The survival rate of a child was still low as they were often malnourished, dirty, and had limited supply of good food and water.
The Glorendt Kingdom
During this period of time, Glorendt had an industrial revolution. Owning land was the main form of wealth. At the top was the King and the Council of Elders. These people would live in lavish, elegant mansions and country houses. It was a far cry from how they were a raiding people in Flight of the Dragon.
Cities were noisy and very dirty. Their calendars would include dinner parties, opera, and the theater. Many would inherit their fortune and never had to work, cook meals, or empty their own chamber pots.

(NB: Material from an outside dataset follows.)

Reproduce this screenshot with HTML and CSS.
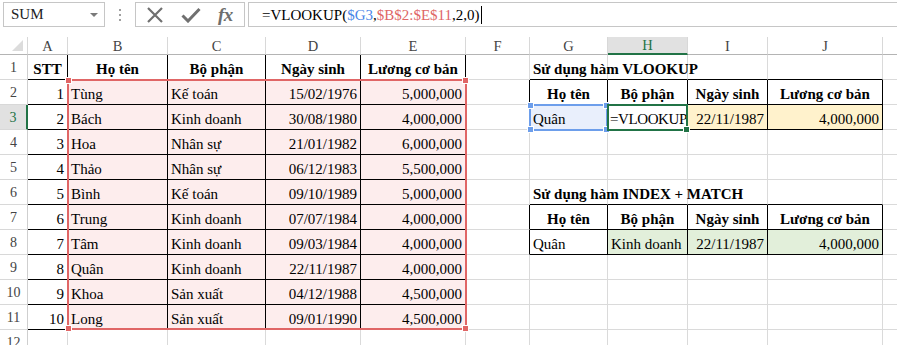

Schools were not required by law, but many upper-class boys and girls would attend school. Girls would be educated more in skills like embroidery and music than in academic subjects. There were also charity schools for lower-class children.
Poor people ate plain diets that were made up of bread and potatoes. Like its neighboring empire, meat was an uncommon luxury for Glorendines.
Regardless of class, many people began to drink tea.
The lower-class lived in just a two to three room place while the poorest families lived in only a room with very simple and plain furniture.
The poorest would often turn to the Glorendine Shadow Council and offer their services as a shadow blade, an assassin, or an artifact hunter.
Olessan Empire
When Brennan Draig unified all of Olessa, he became its king. His people would call him the Dragon King. There are now eight regions: Avis, Lucci, Norven, Olessa Major, Olessa Minor, Olessa Providence, Spacci, Surven.
Daily life throughout the Olessan Empire was different based upon the social classes. There were five social classes: Peasants, Workers, Merchants, Nobles, and Rulers.
The nobles lived on large estates in the region and on the Summas Hill within the capital. Nobility had a variety of fashion made from different materials, such as furs and silks while peasants had only one or two sets of clothing.
Food was not equally distributed to every person. A person's place in society still determined what type of food that they ate. An average peasant could eat soup or mush. The peasants still lacked meat as it was expensive and not widely available.
Weathy people would have huge feasts with roasts of beef, stag, or ham. They did not drink much water, but they would have wine with every meal. They would also attend operas.
In regard to education, fathers were allowed a choice with education for their daughters. They could be sent to a finishing school or become a lady-in-waiting for a noblewoman.
Societies had to be really rich to support artists, elaborate building projects, and industrial powerhouses.
There is more about the southern portion of the Olessan Empire, but this part is already getting long as is.